林譲治『大日本帝国の銀河4』 ハヤカワ文庫JA

 『異常論文』の後で読むとほっとするね。
 初めの30ページを過ぎたところであっと驚く。あの歴史上の重要人物が暗殺されたのだ。ここからは、われわれの知っている歴史とは大きく異なる世界が展開していくことになる。いやそれを言うならオリオン集団が現れたところからすでに歴史は変わっていたのだが、これまでは何となく実際の歴史の上にオリオン集団のようなものが上書きされるイメージで読んでいたのだ。続いてもう一人の重要人物も飛行機事故(?)で死に、さらに日本も否応なく中国との戦争どころではないところに追い込まれていくことになる。

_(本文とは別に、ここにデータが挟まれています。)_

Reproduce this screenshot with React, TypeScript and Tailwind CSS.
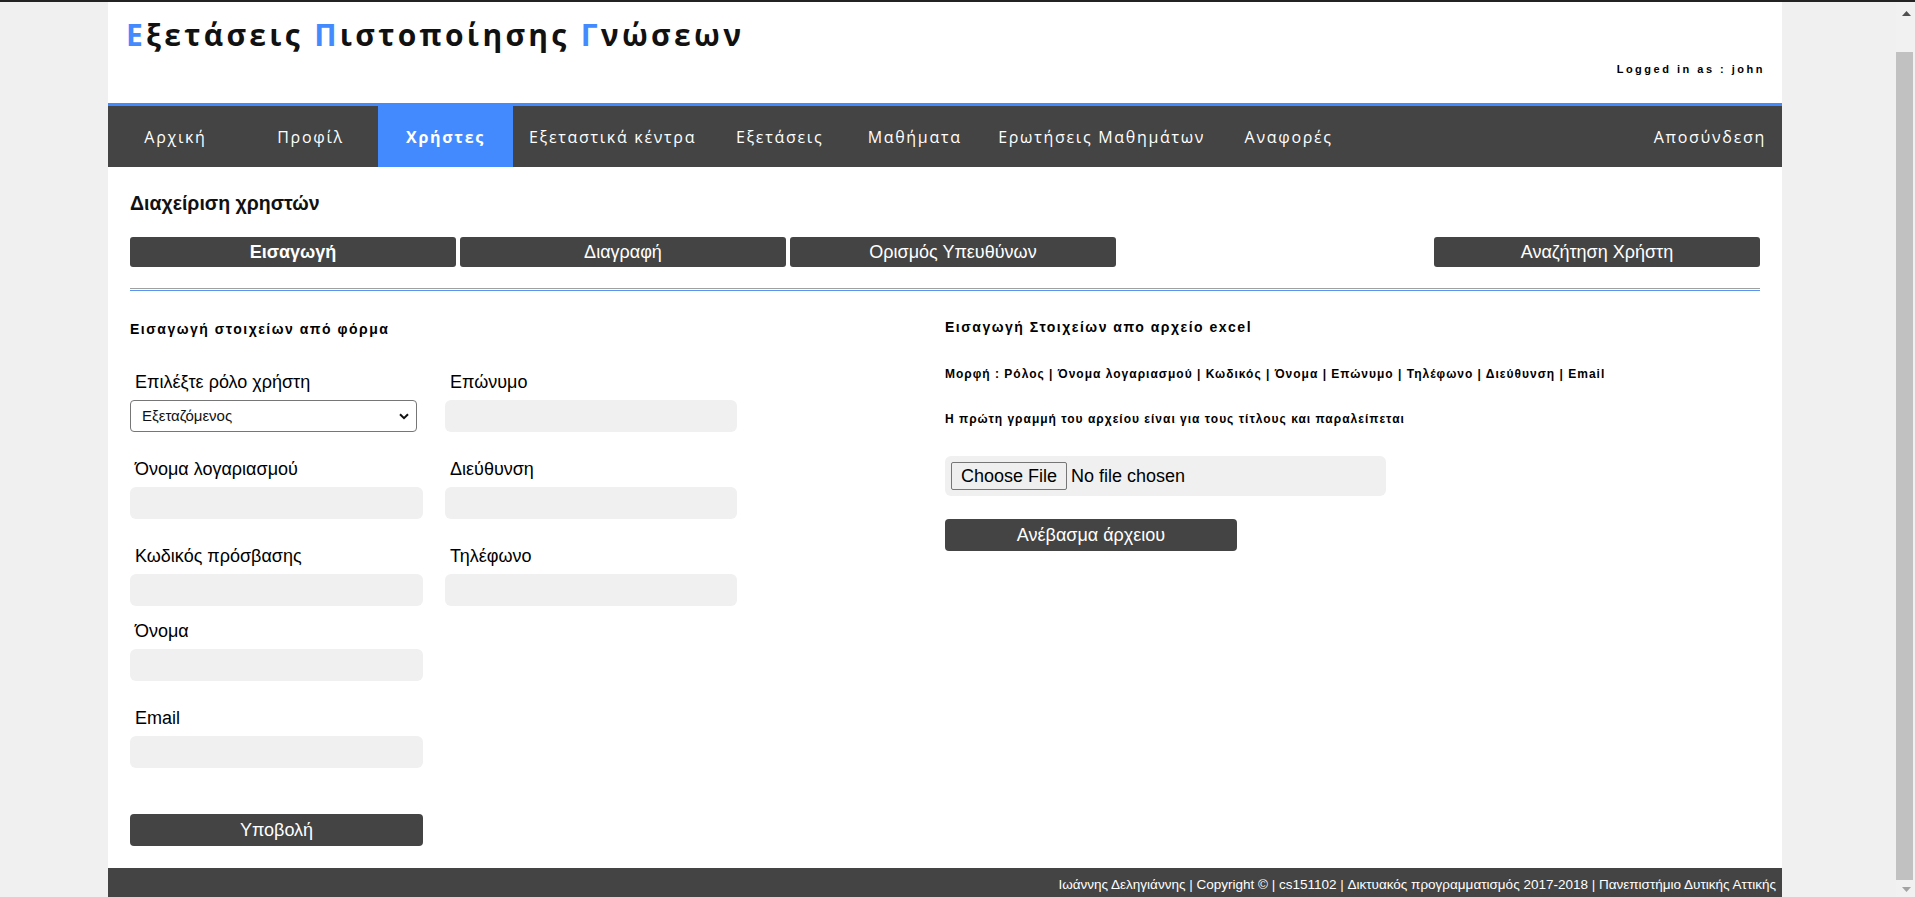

 これまで課題となっていたオリオン集団の大使館がついに日本に開設される。それは地上ではなく、銚子沖の海上に浮かぶ20万トンの巨大客船だった。そこから中国、日本、ソ連をつなぐ公にはされない大きな動きが生じ、世界経済に影響を与えていく。巨大な富がオリオン集団から提供され、人間たちの間に流通していくのだ。ヨーロッパで進行中の第二次世界大戦もその動きが鈍くなり、そうしていよいよこの物語にアメリカが登場してくる。
 オリオン集団はこれまでなぜかアメリカとは接触してこなかった。それが日本を経由して経済的に関わり、アメリカ領であるフィリピンでの事件をきっかけとして、アメリカ、イギリス、オランダの連合軍と軍事的な衝突を招くことになる。
 その後のオリオン集団の姿には、これまでのある種とぼけた牧歌的な雰囲気から何だか空恐ろしいものに変わっていく不穏な雰囲気がある。そしてこの巻から女性の役割が大きくなっている。特に、八路軍に囚われていた女医、鮎川悦子の存在がクローズアップされていくが、彼女はまるで『星系出雲の兵站』に描かれたヒロインたちのように有能で力強く魅力的である。次巻でどのように発展していくのか、目が離せない。